[Short task]: Work out how many lines of the material below mention the word "this"; reply with the number only.

>>>

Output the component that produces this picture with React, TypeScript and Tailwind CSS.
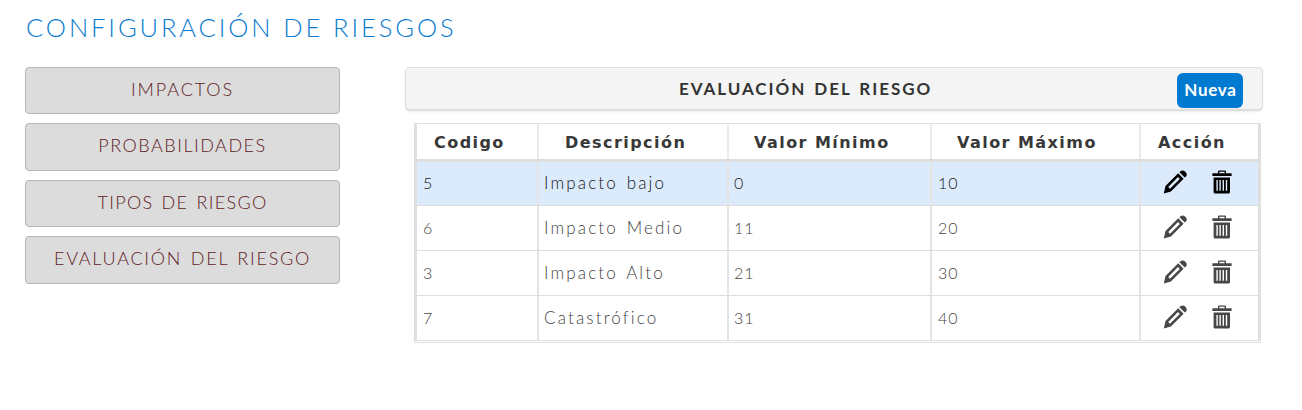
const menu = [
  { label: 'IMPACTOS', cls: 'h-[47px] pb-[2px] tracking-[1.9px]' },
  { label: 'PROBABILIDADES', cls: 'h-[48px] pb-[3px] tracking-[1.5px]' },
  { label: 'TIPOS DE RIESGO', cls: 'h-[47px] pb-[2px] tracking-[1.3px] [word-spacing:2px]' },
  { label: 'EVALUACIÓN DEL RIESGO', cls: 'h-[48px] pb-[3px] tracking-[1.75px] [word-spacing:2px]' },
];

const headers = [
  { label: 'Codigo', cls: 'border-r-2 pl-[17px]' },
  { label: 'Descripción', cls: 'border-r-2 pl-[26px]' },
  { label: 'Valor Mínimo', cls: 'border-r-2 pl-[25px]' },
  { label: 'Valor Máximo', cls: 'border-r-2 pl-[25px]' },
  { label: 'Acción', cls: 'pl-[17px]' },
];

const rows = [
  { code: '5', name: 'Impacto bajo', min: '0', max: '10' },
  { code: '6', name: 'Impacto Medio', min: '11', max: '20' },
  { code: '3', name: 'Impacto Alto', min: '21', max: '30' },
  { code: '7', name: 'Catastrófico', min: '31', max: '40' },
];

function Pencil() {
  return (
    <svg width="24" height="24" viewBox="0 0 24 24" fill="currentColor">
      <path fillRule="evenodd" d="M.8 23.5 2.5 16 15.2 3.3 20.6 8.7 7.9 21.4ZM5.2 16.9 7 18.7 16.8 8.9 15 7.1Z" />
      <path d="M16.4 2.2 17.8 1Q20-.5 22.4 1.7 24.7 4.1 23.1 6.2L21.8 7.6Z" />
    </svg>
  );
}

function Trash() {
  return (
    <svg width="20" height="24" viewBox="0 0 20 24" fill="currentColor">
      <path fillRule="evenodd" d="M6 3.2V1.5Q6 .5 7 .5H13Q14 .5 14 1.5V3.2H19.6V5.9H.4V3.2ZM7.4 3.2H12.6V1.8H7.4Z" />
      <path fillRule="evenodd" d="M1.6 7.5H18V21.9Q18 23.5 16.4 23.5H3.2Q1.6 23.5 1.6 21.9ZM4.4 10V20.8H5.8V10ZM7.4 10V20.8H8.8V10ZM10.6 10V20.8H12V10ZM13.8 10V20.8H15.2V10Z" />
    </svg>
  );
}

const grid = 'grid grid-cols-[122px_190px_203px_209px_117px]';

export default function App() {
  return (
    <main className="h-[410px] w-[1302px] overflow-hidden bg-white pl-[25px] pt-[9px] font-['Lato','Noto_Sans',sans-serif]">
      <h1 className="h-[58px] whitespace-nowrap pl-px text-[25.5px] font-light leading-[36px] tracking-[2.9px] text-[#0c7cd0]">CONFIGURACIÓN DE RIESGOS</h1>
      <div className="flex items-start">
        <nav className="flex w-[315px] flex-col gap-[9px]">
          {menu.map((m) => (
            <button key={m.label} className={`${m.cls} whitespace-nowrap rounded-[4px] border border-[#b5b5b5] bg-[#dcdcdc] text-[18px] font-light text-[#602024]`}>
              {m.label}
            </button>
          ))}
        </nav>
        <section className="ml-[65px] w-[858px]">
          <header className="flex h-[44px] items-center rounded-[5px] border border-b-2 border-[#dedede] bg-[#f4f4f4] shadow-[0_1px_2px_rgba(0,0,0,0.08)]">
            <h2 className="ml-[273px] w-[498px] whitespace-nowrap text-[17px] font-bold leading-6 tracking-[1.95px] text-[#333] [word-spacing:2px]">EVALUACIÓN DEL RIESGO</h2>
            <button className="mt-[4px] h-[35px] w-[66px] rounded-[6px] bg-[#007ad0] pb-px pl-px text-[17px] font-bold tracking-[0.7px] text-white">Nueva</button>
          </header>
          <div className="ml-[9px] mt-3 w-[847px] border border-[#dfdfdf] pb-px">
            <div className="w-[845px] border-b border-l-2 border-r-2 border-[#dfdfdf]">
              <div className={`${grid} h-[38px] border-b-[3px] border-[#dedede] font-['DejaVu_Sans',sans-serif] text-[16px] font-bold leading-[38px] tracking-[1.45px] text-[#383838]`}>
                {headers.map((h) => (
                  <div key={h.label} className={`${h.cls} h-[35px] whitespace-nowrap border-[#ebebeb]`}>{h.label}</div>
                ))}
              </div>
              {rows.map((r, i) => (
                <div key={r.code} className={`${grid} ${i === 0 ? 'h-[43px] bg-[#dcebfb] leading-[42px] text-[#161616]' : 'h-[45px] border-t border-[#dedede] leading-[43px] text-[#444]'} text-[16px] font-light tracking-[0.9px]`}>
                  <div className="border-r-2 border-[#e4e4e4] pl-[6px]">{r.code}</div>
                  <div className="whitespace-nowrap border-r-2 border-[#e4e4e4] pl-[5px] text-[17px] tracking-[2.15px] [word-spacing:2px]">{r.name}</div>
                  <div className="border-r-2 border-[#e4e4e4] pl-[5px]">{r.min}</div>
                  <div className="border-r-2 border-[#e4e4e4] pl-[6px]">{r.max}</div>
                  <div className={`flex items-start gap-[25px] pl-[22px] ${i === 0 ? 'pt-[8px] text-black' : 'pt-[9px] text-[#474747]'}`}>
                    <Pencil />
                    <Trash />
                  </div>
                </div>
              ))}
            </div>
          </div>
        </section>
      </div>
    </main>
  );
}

<<<
>>>

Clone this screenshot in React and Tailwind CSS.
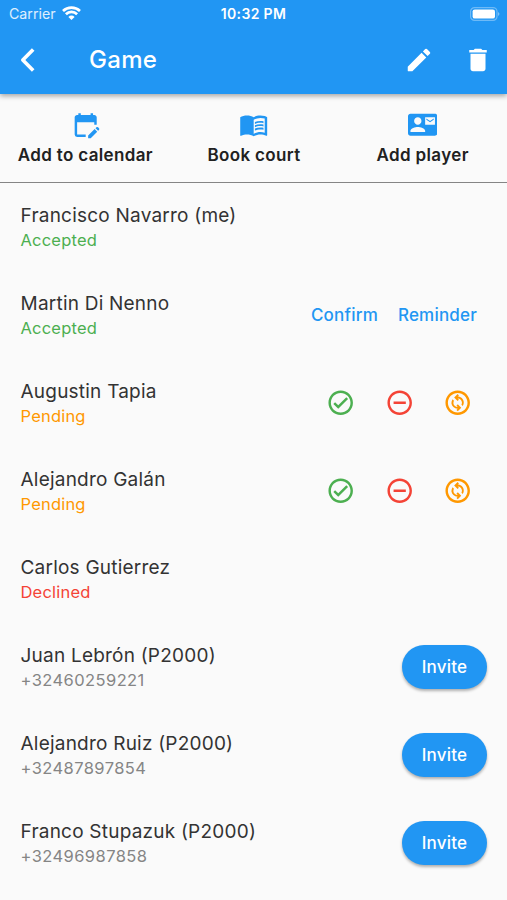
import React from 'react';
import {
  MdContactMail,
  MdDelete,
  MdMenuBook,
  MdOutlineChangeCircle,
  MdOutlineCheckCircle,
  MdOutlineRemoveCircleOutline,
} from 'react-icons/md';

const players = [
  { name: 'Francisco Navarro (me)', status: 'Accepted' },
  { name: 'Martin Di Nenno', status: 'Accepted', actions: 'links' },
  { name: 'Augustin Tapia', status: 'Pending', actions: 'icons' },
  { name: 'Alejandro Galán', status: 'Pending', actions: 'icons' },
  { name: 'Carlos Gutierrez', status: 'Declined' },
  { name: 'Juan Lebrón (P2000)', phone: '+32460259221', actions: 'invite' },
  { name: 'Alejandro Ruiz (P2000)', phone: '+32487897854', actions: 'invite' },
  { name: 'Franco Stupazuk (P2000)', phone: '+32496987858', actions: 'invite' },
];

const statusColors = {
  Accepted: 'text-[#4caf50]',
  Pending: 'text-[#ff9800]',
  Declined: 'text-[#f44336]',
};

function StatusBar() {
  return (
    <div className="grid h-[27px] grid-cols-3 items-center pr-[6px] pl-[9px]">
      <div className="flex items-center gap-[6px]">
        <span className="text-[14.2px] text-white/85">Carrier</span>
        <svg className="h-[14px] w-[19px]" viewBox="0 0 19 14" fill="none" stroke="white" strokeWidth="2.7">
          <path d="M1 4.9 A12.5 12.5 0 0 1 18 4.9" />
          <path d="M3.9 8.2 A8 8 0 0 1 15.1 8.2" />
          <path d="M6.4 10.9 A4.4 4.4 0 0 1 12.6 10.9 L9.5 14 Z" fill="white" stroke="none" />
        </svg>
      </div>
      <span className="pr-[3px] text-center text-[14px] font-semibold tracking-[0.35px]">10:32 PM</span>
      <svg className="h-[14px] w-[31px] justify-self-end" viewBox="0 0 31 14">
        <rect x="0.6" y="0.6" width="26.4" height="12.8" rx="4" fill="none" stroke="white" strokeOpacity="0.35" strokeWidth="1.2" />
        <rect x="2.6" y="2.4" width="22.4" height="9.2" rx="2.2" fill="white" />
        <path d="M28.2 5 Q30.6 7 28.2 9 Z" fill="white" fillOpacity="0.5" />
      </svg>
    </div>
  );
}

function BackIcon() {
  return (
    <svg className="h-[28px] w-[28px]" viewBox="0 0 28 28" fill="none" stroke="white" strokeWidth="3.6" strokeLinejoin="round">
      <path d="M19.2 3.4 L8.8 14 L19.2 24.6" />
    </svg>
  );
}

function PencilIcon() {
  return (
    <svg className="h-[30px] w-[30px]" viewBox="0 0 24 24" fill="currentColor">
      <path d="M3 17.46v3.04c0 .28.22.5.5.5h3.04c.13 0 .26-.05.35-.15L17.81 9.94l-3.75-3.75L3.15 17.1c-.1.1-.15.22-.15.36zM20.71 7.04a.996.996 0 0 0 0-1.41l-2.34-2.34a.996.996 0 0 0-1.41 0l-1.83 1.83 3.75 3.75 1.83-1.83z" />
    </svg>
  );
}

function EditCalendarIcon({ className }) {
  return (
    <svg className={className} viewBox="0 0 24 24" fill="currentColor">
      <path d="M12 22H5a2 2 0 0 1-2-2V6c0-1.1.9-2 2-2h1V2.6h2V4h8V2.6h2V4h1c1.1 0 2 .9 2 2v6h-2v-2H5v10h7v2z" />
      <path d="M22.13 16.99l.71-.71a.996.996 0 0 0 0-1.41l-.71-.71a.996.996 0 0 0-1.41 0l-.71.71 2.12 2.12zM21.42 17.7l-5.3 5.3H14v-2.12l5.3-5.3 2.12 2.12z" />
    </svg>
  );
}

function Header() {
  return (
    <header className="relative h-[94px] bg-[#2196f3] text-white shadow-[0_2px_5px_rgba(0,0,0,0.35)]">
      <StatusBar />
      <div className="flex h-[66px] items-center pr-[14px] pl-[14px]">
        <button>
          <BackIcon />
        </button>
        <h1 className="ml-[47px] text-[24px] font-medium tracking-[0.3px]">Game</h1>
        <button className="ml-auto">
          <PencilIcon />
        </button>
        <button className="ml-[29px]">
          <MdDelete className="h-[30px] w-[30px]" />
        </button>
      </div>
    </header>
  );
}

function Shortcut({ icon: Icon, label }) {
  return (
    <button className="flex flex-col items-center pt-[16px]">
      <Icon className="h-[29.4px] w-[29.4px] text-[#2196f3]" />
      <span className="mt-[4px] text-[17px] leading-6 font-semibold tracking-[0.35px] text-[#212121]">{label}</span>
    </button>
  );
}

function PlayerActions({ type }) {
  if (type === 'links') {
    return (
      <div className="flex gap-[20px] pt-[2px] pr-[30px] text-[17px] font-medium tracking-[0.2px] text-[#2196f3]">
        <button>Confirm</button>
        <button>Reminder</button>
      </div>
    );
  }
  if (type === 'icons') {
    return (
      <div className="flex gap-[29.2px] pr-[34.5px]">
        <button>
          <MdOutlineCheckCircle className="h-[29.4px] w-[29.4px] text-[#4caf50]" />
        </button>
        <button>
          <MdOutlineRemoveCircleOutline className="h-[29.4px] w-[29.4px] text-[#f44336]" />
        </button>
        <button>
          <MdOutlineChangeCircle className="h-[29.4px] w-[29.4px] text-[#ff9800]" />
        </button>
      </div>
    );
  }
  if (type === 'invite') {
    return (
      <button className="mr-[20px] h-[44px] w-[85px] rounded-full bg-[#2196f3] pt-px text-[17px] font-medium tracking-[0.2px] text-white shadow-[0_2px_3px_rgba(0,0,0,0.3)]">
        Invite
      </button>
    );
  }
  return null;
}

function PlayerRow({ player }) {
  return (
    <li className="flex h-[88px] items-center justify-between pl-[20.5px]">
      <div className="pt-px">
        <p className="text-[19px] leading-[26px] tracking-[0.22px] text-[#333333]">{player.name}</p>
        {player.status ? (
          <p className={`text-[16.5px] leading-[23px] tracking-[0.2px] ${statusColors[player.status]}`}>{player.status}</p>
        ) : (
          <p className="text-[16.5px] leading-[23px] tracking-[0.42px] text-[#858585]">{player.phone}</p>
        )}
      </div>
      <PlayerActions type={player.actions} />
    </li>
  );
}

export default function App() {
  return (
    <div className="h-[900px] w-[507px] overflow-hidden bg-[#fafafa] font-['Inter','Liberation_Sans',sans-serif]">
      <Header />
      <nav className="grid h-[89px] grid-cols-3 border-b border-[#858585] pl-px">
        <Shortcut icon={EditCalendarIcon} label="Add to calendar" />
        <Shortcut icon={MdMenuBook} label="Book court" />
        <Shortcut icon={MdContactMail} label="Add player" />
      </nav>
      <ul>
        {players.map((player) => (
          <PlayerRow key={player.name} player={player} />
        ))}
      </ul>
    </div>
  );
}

<<<

[Full response]: 2